[GIVEN INFORMATION]:
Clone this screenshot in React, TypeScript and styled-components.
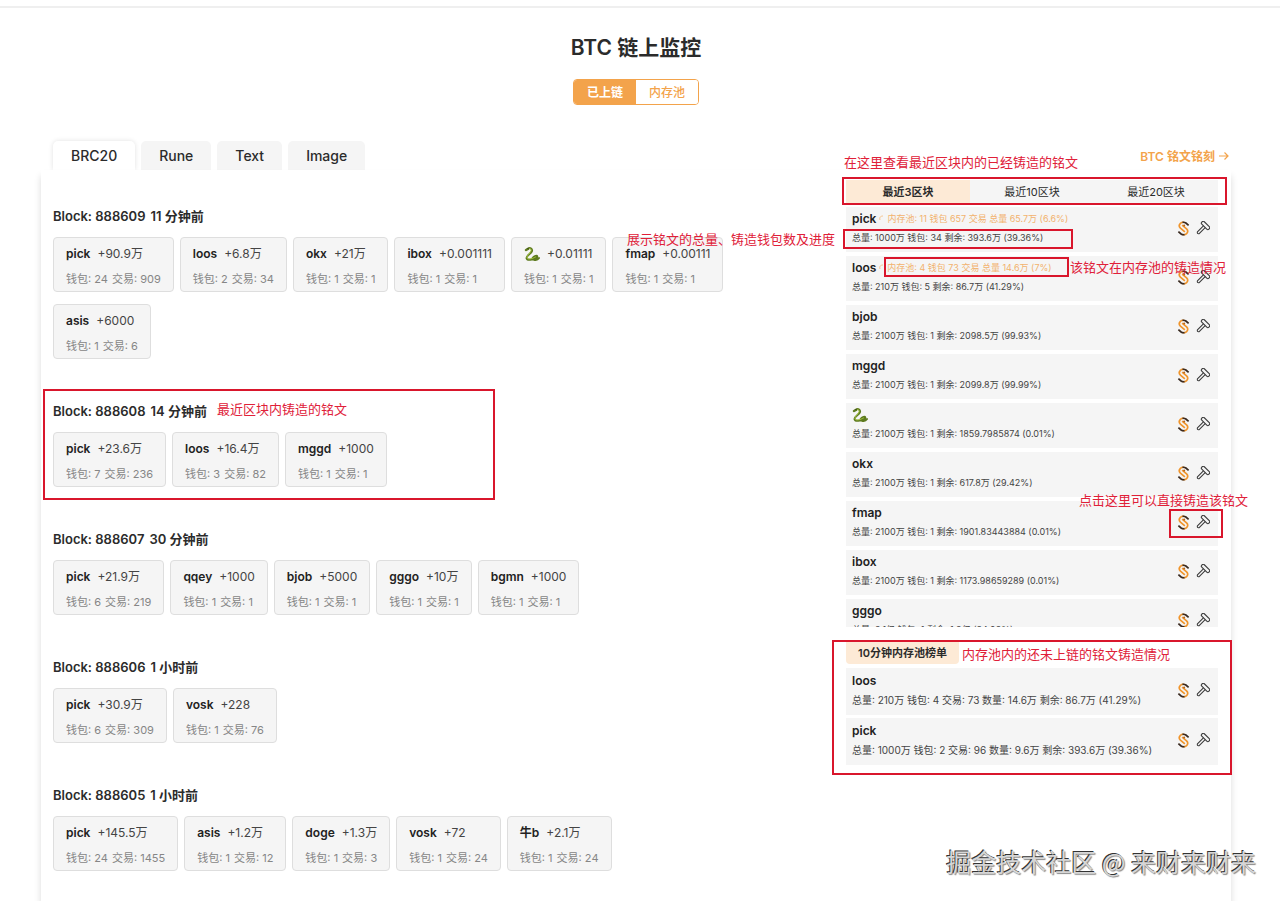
import React from "react";
import styled, { createGlobalStyle, css } from "styled-components";

const ORANGE = "#f3a34b";
const RED = "#d9162c";

const GlobalStyle = createGlobalStyle`
  *, *::before, *::after { box-sizing: border-box; }
  body {
    margin: 0;
    background: #fff;
    color: #2b2b2b;
    font-family: Inter, "Noto Sans CJK SC", sans-serif;
    font-size: 13px;
  }
  button { font: inherit; color: inherit; border: 0; padding: 0; background: none; cursor: pointer; }
  h1, h2, h3, p, ul { margin: 0; padding: 0; }
  ul { list-style: none; }
`;

const Page = styled.div`
  position: relative;
  display: flex;
  flex-direction: column;
  min-height: 100vh;
  padding: 6px 49px 0 41px;
  overflow: hidden;
`;

const TopRule = styled.div`
  height: 2px;
  margin: 0 -49px 0 -41px;
  background: #efefef;
`;

const Header = styled.header`
  display: flex;
  flex-direction: column;
  align-items: center;
  gap: 17px;
  padding-top: 26px;
`;

const Title = styled.h1`
  font-size: 21px;
  line-height: 28px;
  font-weight: 600;
`;

const Segmented = styled.div`
  display: flex;
  width: 126px;
  height: 26px;
  border: 1px solid ${ORANGE};
  border-radius: 4px;
  overflow: hidden;
`;

const Segment = styled.button<{ $active?: boolean }>`
  flex: 1;
  padding-bottom: 2px;
  font-size: 12px;
  font-weight: ${(p) => (p.$active ? 600 : 500)};
  color: ${(p) => (p.$active ? "#fff" : ORANGE)};
  background: ${(p) => (p.$active ? ORANGE : "#fff")};
`;

const TabBar = styled.nav`
  display: flex;
  align-items: flex-end;
  gap: 6px;
  margin-top: 36px;
  padding: 0 2px 0 12px;
`;

const Tab = styled.button<{ $active?: boolean }>`
  height: 29px;
  padding: 0 18px 1px;
  border-radius: 5px 5px 0 0;
  font-size: 14px;
  font-weight: 500;
  background: ${(p) => (p.$active ? "#fff" : "#f5f5f5")};
  box-shadow: ${(p) => (p.$active ? "0 0 5px rgba(0, 0, 0, 0.12)" : "none")};
`;

const InscribeLink = styled.a`
  display: flex;
  align-items: center;
  align-self: center;
  gap: 4px;
  margin-left: auto;
  font-size: 12px;
  font-weight: 600;
  color: ${ORANGE};
  text-decoration: none;
`;

const Panel = styled.main`
  position: relative;
  flex: 1;
  display: flex;
  align-items: flex-start;
  gap: 30px;
  padding: 10px 13px 0 12px;
  background: #fff;
  box-shadow: 0 6px 7px rgba(0, 0, 0, 0.14);
`;

const Blocks = styled.div`
  flex: 1;
  min-width: 0;
  display: flex;
  flex-direction: column;
  gap: 42px;
  padding-top: 26px;
`;

const Block = styled.section`
  position: relative;
`;

const BlockTitle = styled.h2`
  display: flex;
  gap: 5px;
  margin-bottom: 11px;
  font-size: 13px;
  line-height: 20px;
  font-weight: 600;
`;

const Cards = styled.div`
  display: flex;
  flex-wrap: wrap;
  gap: 12px 6px;
`;

const Card = styled.article`
  display: flex;
  flex-direction: column;
  gap: 8px;
  height: 55px;
  padding: 7px 12px;
  border: 1px solid #dedede;
  border-radius: 4px;
  background: #f5f5f5;
`;

const CardHead = styled.div`
  display: flex;
  align-items: center;
  gap: 7px;
  font-size: 12px;
  line-height: 18px;
  color: #444;
`;

const Ticker = styled.h3`
  display: flex;
  align-items: center;
  font-size: 12px;
  line-height: 16px;
  font-weight: 600;
  color: #222;
`;

const CardMeta = styled.div`
  display: flex;
  gap: 4px;
  font-size: 11px;
  line-height: 16px;
  color: #868686;
`;

const Sidebar = styled.aside`
  position: relative;
  width: 372px;
  flex: none;
`;

const RangeTabs = styled.div`
  display: flex;
  margin-bottom: 3px;
  background: #f5f5f5;
`;

const RangeTab = styled.button<{ $active?: boolean }>`
  flex: 1;
  height: 24px;
  padding-bottom: 2px;
  font-size: 11px;
  font-weight: ${(p) => (p.$active ? 600 : 400)};
  background: ${(p) => (p.$active ? "#fdead6" : "transparent")};
`;

const RankList = styled.ul`
  display: flex;
  flex-direction: column;
  gap: 4px;
  height: 420px;
  overflow: hidden;
`;

const PoolList = styled.ul`
  display: flex;
  flex-direction: column;
  gap: 3px;
`;

const PoolTitle = styled.h2`
  display: inline-block;
  margin: 15px 0 4px;
  padding: 0 12px;
  border-radius: 0 0 4px 4px;
  font-size: 11px;
  line-height: 22px;
  font-weight: 600;
  background: #fdead6;
`;

const Row = styled.li<{ $large?: boolean }>`
  flex: none;
  display: flex;
  align-items: flex-start;
  justify-content: space-between;
  padding: ${(p) => (p.$large ? 5 : 4)}px 8px 0 6px;
  background: #f5f5f5;
  height: ${(p) => (p.$large ? 47 : 45)}px;
`;

const RowText = styled.div<{ $large?: boolean }>`
  display: flex;
  flex-direction: column;
  gap: ${(p) => (p.$large ? 3 : 4)}px;
  white-space: nowrap;
`;

const RowHead = styled.div`
  display: flex;
  align-items: center;
  gap: 2px;
`;

const PoolNote = styled.span`
  font-size: 9px;
  line-height: 16px;
  color: #f2b26d;
`;

const RowMeta = styled.p<{ $large?: boolean }>`
  color: #444;
  ${(p) =>
    p.$large
      ? css`
          font-size: 10px;
          line-height: 16px;
        `
      : css`
          font-size: 9px;
          line-height: 14px;
        `}
`;

const Actions = styled.div`
  display: flex;
  gap: 5px;
  padding-top: 10px;
`;

const IconButton = styled.button`
  display: flex;
`;

const Frame = styled.div<{ $x: number; $y: number; $w: number; $h: number }>`
  position: absolute;
  left: ${(p) => p.$x}px;
  top: ${(p) => p.$y}px;
  width: ${(p) => p.$w}px;
  height: ${(p) => p.$h}px;
  border: 2px solid ${RED};
  pointer-events: none;
`;

const Note = styled.p<{ $x: number; $y: number }>`
  position: absolute;
  left: ${(p) => p.$x}px;
  top: ${(p) => p.$y}px;
  font-size: 13px;
  line-height: 18px;
  color: #e02038;
  white-space: nowrap;
  pointer-events: none;
`;

const Watermark = styled.p`
  position: absolute;
  right: 24px;
  bottom: 22px;
  font-family: "Noto Sans CJK SC", sans-serif;
  font-size: 25px;
  line-height: 36px;
  color: #d6d6d6;
  text-shadow: -1px -1px 0 #333, 1px 1px 1px #888;
  pointer-events: none;
`;

const Snake = () => (
  <svg width="16" height="16" viewBox="0 0 32 32" fill="none" strokeLinecap="round" aria-label="snake">
    <path d="M7 6C12 2 17 5 16 10C15 15 5 19 5 24C6 30 18 27 24 24C28 22 27 19 23 20C18 22 15 25 19 27C24 29 28 27 30 24" stroke="#5d7a1f" strokeWidth="4" />
    <path d="M8 6C12 3 15 6 14 10C12 15 5 19 6 24C8 28 18 25 23 22" stroke="#a5c340" strokeWidth="2" />
    <path d="M4 8L8 6" stroke="#5d7a1f" strokeWidth="5" />
    <circle cx="8" cy="5" r="1" fill="#222" />
  </svg>
);

const Coin = () => (
  <svg width="13" height="15" viewBox="0 0 36 44" fill="none" strokeWidth="5">
    <path d="M20 4C15 3 12 4 9 7C4 12 5 17 9 21L22 32" stroke="#f0952c" />
    <path d="M16 40C21 41 24 40 27 37C32 32 31 27 27 23L14 12" stroke="#f0952c" />
    <path d="M15 4C19 3 22 4 25 6L33 13" stroke="#3a2a20" />
    <path d="M21 40C17 41 14 40 11 38L3 31" stroke="#3a2a20" />
    <circle cx="20" cy="13" r="3" fill="#b5651d" />
  </svg>
);

const Hammer = () => (
  <svg width="15" height="15" viewBox="0 0 30 30" fill="none" stroke="#3c3c3c" strokeWidth="2.2" strokeLinejoin="round">
    <g transform="rotate(45 20 10)">
      <rect x="10" y="5" width="20" height="7" rx="3" />
      <path d="M17.500 12V29Q20 33 22.500 29V12" />
    </g>
  </svg>
);

const Spinner = () => (
  <svg width="7" height="8" viewBox="0 0 7 8" fill="none">
    <path d="M2 5C1 2 3 1 5 1" stroke="#f5c48d" strokeWidth="1" />
  </svg>
);

const Arrow = () => (
  <svg width="10" height="10" viewBox="0 0 10 10" fill="none" stroke={ORANGE} strokeWidth="1.2">
    <path d="M0 5H9M5.5 1.500L9 5L5.500 8.500" />
  </svg>
);

const SNAKE = "snake";

type Mint = [name: string, amount: string, wallets: number, txs: number];

const blocks: { height: number; age: string; mints: Mint[]; marked?: boolean }[] = [
  {
    height: 888609,
    age: "11 分钟前",
    mints: [
      ["pick", "+90.9万", 24, 909],
      ["loos", "+6.8万", 2, 34],
      ["okx", "+21万", 1, 1],
      ["ibox", "+0.001111", 1, 1],
      [SNAKE, "+0.01111", 1, 1],
      ["fmap", "+0.00111", 1, 1],
      ["asis", "+6000", 1, 6],
    ],
  },
  {
    height: 888608,
    age: "14 分钟前",
    marked: true,
    mints: [
      ["pick", "+23.6万", 7, 236],
      ["loos", "+16.4万", 3, 82],
      ["mggd", "+1000", 1, 1],
    ],
  },
  {
    height: 888607,
    age: "30 分钟前",
    mints: [
      ["pick", "+21.9万", 6, 219],
      ["qqey", "+1000", 1, 1],
      ["bjob", "+5000", 1, 1],
      ["gggo", "+10万", 1, 1],
      ["bgmn", "+1000", 1, 1],
    ],
  },
  {
    height: 888606,
    age: "1 小时前",
    mints: [
      ["pick", "+30.9万", 6, 309],
      ["vosk", "+228", 1, 76],
    ],
  },
  {
    height: 888605,
    age: "1 小时前",
    mints: [
      ["pick", "+145.5万", 24, 1455],
      ["asis", "+1.2万", 1, 12],
      ["doge", "+1.3万", 1, 3],
      ["vosk", "+72", 1, 24],
      ["牛b", "+2.1万", 1, 24],
    ],
  },
];

type Rank = { name: string; meta: string; pool?: string };

const ranks: Rank[] = [
  { name: "pick", meta: "总量: 1000万 钱包: 34 剩余: 393.6万 (39.36%)", pool: "内存池: 11 钱包 657 交易 总量 65.7万 (6.6%)" },
  { name: "loos", meta: "总量: 210万 钱包: 5 剩余: 86.7万 (41.29%)", pool: "内存池: 4 钱包 73 交易 总量 14.6万 (7%)" },
  { name: "bjob", meta: "总量: 2100万 钱包: 1 剩余: 2098.5万 (99.93%)" },
  { name: "mggd", meta: "总量: 2100万 钱包: 1 剩余: 2099.8万 (99.99%)" },
  { name: SNAKE, meta: "总量: 2100万 钱包: 1 剩余: 1859.7985874 (0.01%)" },
  { name: "okx", meta: "总量: 2100万 钱包: 1 剩余: 617.8万 (29.42%)" },
  { name: "fmap", meta: "总量: 2100万 钱包: 1 剩余: 1901.83443884 (0.01%)" },
  { name: "ibox", meta: "总量: 2100万 钱包: 1 剩余: 1173.98659289 (0.01%)" },
  { name: "gggo", meta: "总量: 2.1亿 钱包: 1 剩余: 1.8亿 (84.92%)" },
];

const pool: Rank[] = [
  { name: "loos", meta: "总量: 210万 钱包: 4 交易: 73 数量: 14.6万 剩余: 86.7万 (41.29%)" },
  { name: "pick", meta: "总量: 1000万 钱包: 2 交易: 96 数量: 9.6万 剩余: 393.6万 (39.36%)" },
];

const TickerName = ({ name }: { name: string }) => <Ticker>{name === SNAKE ? <Snake /> : name}</Ticker>;

const RankRow = ({ item, large }: { item: Rank; large?: boolean }) => (
  <Row $large={large}>
    <RowText $large={large}>
      <RowHead>
        <TickerName name={item.name} />
        {item.pool && (
          <>
            <Spinner />
            <PoolNote>{item.pool}</PoolNote>
          </>
        )}
      </RowHead>
      <RowMeta $large={large}>{item.meta}</RowMeta>
    </RowText>
    <Actions>
      <IconButton aria-label="Trade">
        <Coin />
      </IconButton>
      <IconButton aria-label="Mint">
        <Hammer />
      </IconButton>
    </Actions>
  </Row>
);

export default function App() {
  return (
    <>
      <GlobalStyle />
      <Page>
        <TopRule />
        <Header>
          <Title>BTC 链上监控</Title>
          <Segmented>
            <Segment $active>已上链</Segment>
            <Segment>内存池</Segment>
          </Segmented>
        </Header>
        <TabBar>
          <Tab $active>BRC20</Tab>
          <Tab>Rune</Tab>
          <Tab>Text</Tab>
          <Tab>Image</Tab>
          <InscribeLink href="#inscribe">
            BTC 铭文铭刻 <Arrow />
          </InscribeLink>
        </TabBar>
        <Panel>
          <Blocks>
            {blocks.map((b) => (
              <Block key={b.height}>
                <BlockTitle>
                  <span>Block: {b.height}</span>
                  <span>{b.age}</span>
                </BlockTitle>
                <Cards>
                  {b.mints.map(([name, amount, wallets, txs]) => (
                    <Card key={name}>
                      <CardHead>
                        <TickerName name={name} />
                        <span>{amount}</span>
                      </CardHead>
                      <CardMeta>
                        <span>钱包: {wallets}</span>
                        <span>交易: {txs}</span>
                      </CardMeta>
                    </Card>
                  ))}
                </Cards>
                {b.marked && (
                  <>
                    <Frame $x={-10} $y={-12} $w={452} $h={111} />
                    <Note $x={164} $y={-1}>最近区块内铸造的铭文</Note>
                  </>
                )}
              </Block>
            ))}
          </Blocks>
          <Sidebar>
            <RangeTabs>
              <RangeTab $active>最近3区块</RangeTab>
              <RangeTab>最近10区块</RangeTab>
              <RangeTab>最近20区块</RangeTab>
            </RangeTabs>
            <RankList>
              {ranks.map((r) => (
                <RankRow key={r.name} item={r} />
              ))}
            </RankList>
            <PoolTitle>10分钟内存池榜单</PoolTitle>
            <PoolList>
              {pool.map((r) => (
                <RankRow key={r.name} item={r} large />
              ))}
            </PoolList>
            <Frame $x={-4} $y={-3} $w={385} $h={28} />
            <Frame $x={-3} $y={49} $w={230} $h={20} />
            <Frame $x={38} $y={77} $w={185} $h={20} />
            <Frame $x={323} $y={329} $w={54} $h={29} />
            <Frame $x={-14} $y={460} $w={400} $h={135} />
            <Note $x={-2} $y={-27}>在这里查看最近区块内的已经铸造的铭文</Note>
            <Note $x={-219} $y={50}>展示铭文的总量、铸造钱包数及进度</Note>
            <Note $x={224} $y={78}>该铭文在内存池的铸造情况</Note>
            <Note $x={233} $y={311}>点击这里可以直接铸造该铭文</Note>
            <Note $x={116} $y={465}>内存池内的还未上链的铭文铸造情况</Note>
          </Sidebar>
        </Panel>
        <Watermark>掘金技术社区 @ 来财来财来</Watermark>
      </Page>
    </>
  );
}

[PROBLEM REQUIREMENTS]: Wherever "components" shows up in a line, copy that line.

[TASK SOLUTION]:
Clone this screenshot in React, TypeScript and styled-components.
import styled, { createGlobalStyle, css } from "styled-components";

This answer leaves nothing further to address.